Le groupe Egaé détaille ici 17 témoignages (12 directs et 5 indirects) concernant des violences sexuelles commises par l’abbé Pierre sur des femmes mineures et majeures. Ces témoignages s’ajoutent aux 7 rendus publics en juillet 2024
Rappel des définitions légales
Fait | Définition | Exemple | Source |
---|---|---|---|
Harcèlement sexuel (1) | Propos ou comportements à connotation sexuelle répétés qui portent atteinte à la dignité ou créent une situation offensante. | Des propos répétés sur la sexualité | Article 222-33 du Code pénal |
Harcèlement sexuel (2) | Mettre la pression à quelqu’un·e dans le but réel ou apparent d’obtenir un acte de nature sexuelle. | Une proposition sexuelle en échange d’un logement | Article 222-33 du code pénal |
Agression sexuelle (« attentat à la pudeur » avant 1994) | Contact physique avec une partie sexuelle (fesses, sexe, seins, bouche, entre les cuisses) commispar violence, contrainte, menace ou surprise. | Main aux fesses, baiser forcé, contact du sexe | Article 222-22 du Code pénal |
Viol | Tout acte de pénétration sexuelle ou acte bucco-génital commis par violence, contrainte, menace ou surprise. | Fellation forcée, pénétration forcée, cunnilingus forcé. | Article 222-23 du Code pénal |
Ce qui est reproché à l’Abbé Pierre dans ces nouveaux témoignages
- Majoritairement des contacts non sollicités sur les seins ou de baisers forcés
- Et également
- des contacts sexuels répétés sur une personne vulnérable (témoignage M)
- viols : des actes répétés de pénétration sexuelle sur une personne de plus de 18 ans ainsi que des propos à caractère sexuel (témoignage J)
- baisers forcés et autres contacts sexuels sur une enfant (témoignage X).
Les faits décrits se sont déroulés des années 50 aux années 2000, la plupart du temps en France et parfois à l’étranger
L’abbé Pierre, un manipulateur
Utilisation de situation de vulnérabilité
M. cherchait un logement.

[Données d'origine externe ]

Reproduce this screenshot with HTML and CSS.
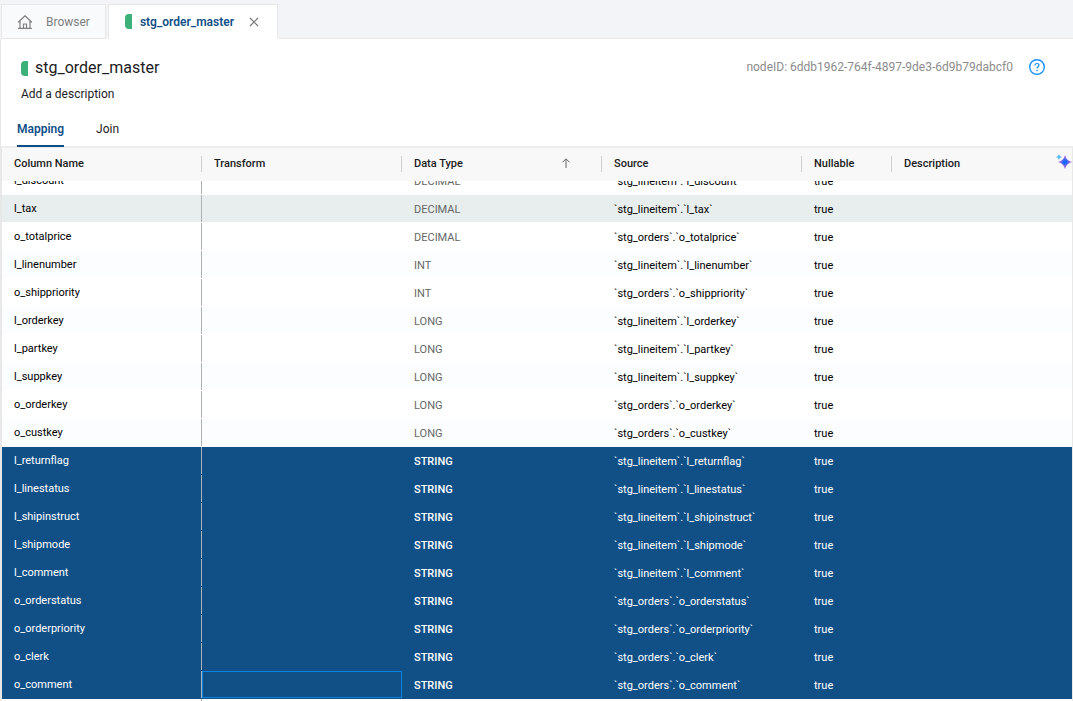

Elle a écrit à l’abbé Pierre qui l’a hébergée quelques jours dans un lieu où il résidait et l’a aidée dans ses démarches. M. a eu une dizaine d’entretiens avec l’abbé Pierre lors de ce séjour. Elle a subi à chaque fois des baisers forcés et des contacts sur sa poitrine. L’abbé Pierre mettait la main sur son sexe à travers le pantalon. Elle avait une vingtaine d’années.
Conseils pour éviter des accusations
Egaé publie une lettre de l’abbé Pierre adressée à un homme mis en cause pour son comportement avec deux jeunes filles mineures, dans laquelle il lui donne des conseils pour éviter des accusations.
Enfin, les familles de deux jeunes filles avec lesquelles tu t’es lié et sur qui ton influence semble bien pernicieuse, et qui si je suis bien informé, sont des jeunes filles mineures, pourraient très vite en venir à porter contre toi des accusations.
Tout cela n’est pas catastrophique, mais à une condition et il n’y en a pas plusieurs, c’est que l’on puisse montrer que toutes ces bêtises proviennent de ton mauvais état de santé nerveuse. J’ai pris contact avec le Dr xxxxxxxx, le Patron de la clinique où le xxxxxxxx son adjoint, t’a déjà soigné.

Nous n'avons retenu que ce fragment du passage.